**Objective:**
Return the listing below unchanged, minus its pictures.

-- start Provided data --

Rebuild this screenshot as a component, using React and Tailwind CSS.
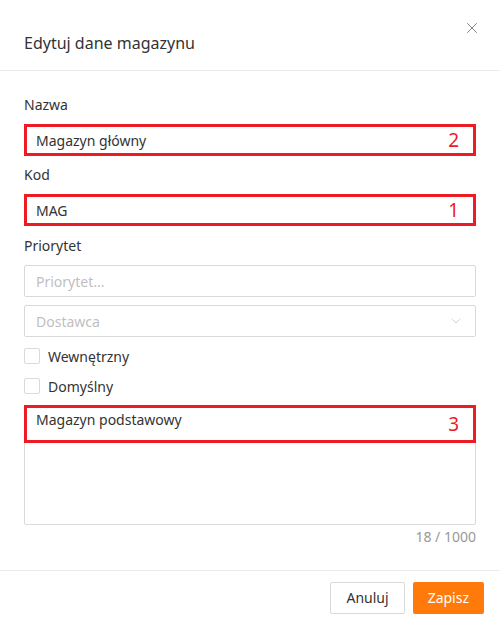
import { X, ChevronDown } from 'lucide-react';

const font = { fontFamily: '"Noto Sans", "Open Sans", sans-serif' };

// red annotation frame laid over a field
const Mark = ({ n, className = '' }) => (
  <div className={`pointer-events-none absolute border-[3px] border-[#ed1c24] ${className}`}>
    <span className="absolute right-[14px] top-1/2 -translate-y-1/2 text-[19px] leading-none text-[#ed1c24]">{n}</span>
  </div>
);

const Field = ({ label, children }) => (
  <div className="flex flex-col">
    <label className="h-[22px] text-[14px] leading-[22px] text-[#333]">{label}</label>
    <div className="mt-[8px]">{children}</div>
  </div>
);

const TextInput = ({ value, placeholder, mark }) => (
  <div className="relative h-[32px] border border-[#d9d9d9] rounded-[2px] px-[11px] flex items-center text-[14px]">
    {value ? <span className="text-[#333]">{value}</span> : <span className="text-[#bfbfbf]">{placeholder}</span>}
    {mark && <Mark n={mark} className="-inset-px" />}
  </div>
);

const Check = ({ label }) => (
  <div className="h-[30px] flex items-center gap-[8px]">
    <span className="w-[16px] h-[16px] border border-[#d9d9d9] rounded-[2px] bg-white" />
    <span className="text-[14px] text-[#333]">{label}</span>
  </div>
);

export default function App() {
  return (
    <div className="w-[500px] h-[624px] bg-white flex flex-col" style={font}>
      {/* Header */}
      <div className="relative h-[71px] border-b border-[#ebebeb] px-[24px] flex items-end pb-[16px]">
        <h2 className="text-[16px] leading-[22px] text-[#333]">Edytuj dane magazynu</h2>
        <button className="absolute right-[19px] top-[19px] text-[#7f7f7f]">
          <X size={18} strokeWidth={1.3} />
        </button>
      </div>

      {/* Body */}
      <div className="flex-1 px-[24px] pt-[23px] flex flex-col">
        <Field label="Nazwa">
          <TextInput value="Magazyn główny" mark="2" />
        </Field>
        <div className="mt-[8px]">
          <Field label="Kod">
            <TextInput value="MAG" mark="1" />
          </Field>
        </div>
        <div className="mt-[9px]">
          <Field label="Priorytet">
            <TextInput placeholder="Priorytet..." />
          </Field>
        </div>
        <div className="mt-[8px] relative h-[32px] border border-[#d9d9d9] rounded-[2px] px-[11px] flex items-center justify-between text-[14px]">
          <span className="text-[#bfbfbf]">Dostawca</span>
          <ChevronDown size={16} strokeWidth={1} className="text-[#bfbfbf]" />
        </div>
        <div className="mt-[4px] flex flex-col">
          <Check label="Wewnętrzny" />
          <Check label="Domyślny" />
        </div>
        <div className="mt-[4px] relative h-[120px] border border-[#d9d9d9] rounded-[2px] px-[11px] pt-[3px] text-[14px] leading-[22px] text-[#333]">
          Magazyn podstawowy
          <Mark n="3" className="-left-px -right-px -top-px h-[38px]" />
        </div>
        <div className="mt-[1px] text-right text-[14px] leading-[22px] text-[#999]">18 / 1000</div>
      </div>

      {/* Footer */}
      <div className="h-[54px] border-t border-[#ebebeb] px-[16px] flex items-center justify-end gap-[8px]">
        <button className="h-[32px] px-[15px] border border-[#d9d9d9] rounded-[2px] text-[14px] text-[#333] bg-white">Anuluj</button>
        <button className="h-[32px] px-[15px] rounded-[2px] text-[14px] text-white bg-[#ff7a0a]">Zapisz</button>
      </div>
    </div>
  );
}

-- end Provided data --

**Problem solution:**
Rebuild this screenshot as a component, using React and Tailwind CSS.
import { X, ChevronDown } from 'lucide-react';

const font = { fontFamily: '"Noto Sans", "Open Sans", sans-serif' };

// red annotation frame laid over a field
const Mark = ({ n, className = '' }) => (
  <div className={`pointer-events-none absolute border-[3px] border-[#ed1c24] ${className}`}>
    <span className="absolute right-[14px] top-1/2 -translate-y-1/2 text-[19px] leading-none text-[#ed1c24]">{n}</span>
  </div>
);

const Field = ({ label, children }) => (
  <div className="flex flex-col">
    <label className="h-[22px] text-[14px] leading-[22px] text-[#333]">{label}</label>
    <div className="mt-[8px]">{children}</div>
  </div>
);

const TextInput = ({ value, placeholder, mark }) => (
  <div className="relative h-[32px] border border-[#d9d9d9] rounded-[2px] px-[11px] flex items-center text-[14px]">
    {value ? <span className="text-[#333]">{value}</span> : <span className="text-[#bfbfbf]">{placeholder}</span>}
    {mark && <Mark n={mark} className="-inset-px" />}
  </div>
);

const Check = ({ label }) => (
  <div className="h-[30px] flex items-center gap-[8px]">
    <span className="w-[16px] h-[16px] border border-[#d9d9d9] rounded-[2px] bg-white" />
    <span className="text-[14px] text-[#333]">{label}</span>
  </div>
);

export default function App() {
  return (
    <div className="w-[500px] h-[624px] bg-white flex flex-col" style={font}>
      {/* Header */}
      <div className="relative h-[71px] border-b border-[#ebebeb] px-[24px] flex items-end pb-[16px]">
        <h2 className="text-[16px] leading-[22px] text-[#333]">Edytuj dane magazynu</h2>
        <button className="absolute right-[19px] top-[19px] text-[#7f7f7f]">
          <X size={18} strokeWidth={1.3} />
        </button>
      </div>

      {/* Body */}
      <div className="flex-1 px-[24px] pt-[23px] flex flex-col">
        <Field label="Nazwa">
          <TextInput value="Magazyn główny" mark="2" />
        </Field>
        <div className="mt-[8px]">
          <Field label="Kod">
            <TextInput value="MAG" mark="1" />
          </Field>
        </div>
        <div className="mt-[9px]">
          <Field label="Priorytet">
            <TextInput placeholder="Priorytet..." />
          </Field>
        </div>
        <div className="mt-[8px] relative h-[32px] border border-[#d9d9d9] rounded-[2px] px-[11px] flex items-center justify-between text-[14px]">
          <span className="text-[#bfbfbf]">Dostawca</span>
          <ChevronDown size={16} strokeWidth={1} className="text-[#bfbfbf]" />
        </div>
        <div className="mt-[4px] flex flex-col">
          <Check label="Wewnętrzny" />
          <Check label="Domyślny" />
        </div>
        <div className="mt-[4px] relative h-[120px] border border-[#d9d9d9] rounded-[2px] px-[11px] pt-[3px] text-[14px] leading-[22px] text-[#333]">
          Magazyn podstawowy
          <Mark n="3" className="-left-px -right-px -top-px h-[38px]" />
        </div>
        <div className="mt-[1px] text-right text-[14px] leading-[22px] text-[#999]">18 / 1000</div>
      </div>

      {/* Footer */}
      <div className="h-[54px] border-t border-[#ebebeb] px-[16px] flex items-center justify-end gap-[8px]">
        <button className="h-[32px] px-[15px] border border-[#d9d9d9] rounded-[2px] text-[14px] text-[#333] bg-white">Anuluj</button>
        <button className="h-[32px] px-[15px] rounded-[2px] text-[14px] text-white bg-[#ff7a0a]">Zapisz</button>
      </div>
    </div>
  );
}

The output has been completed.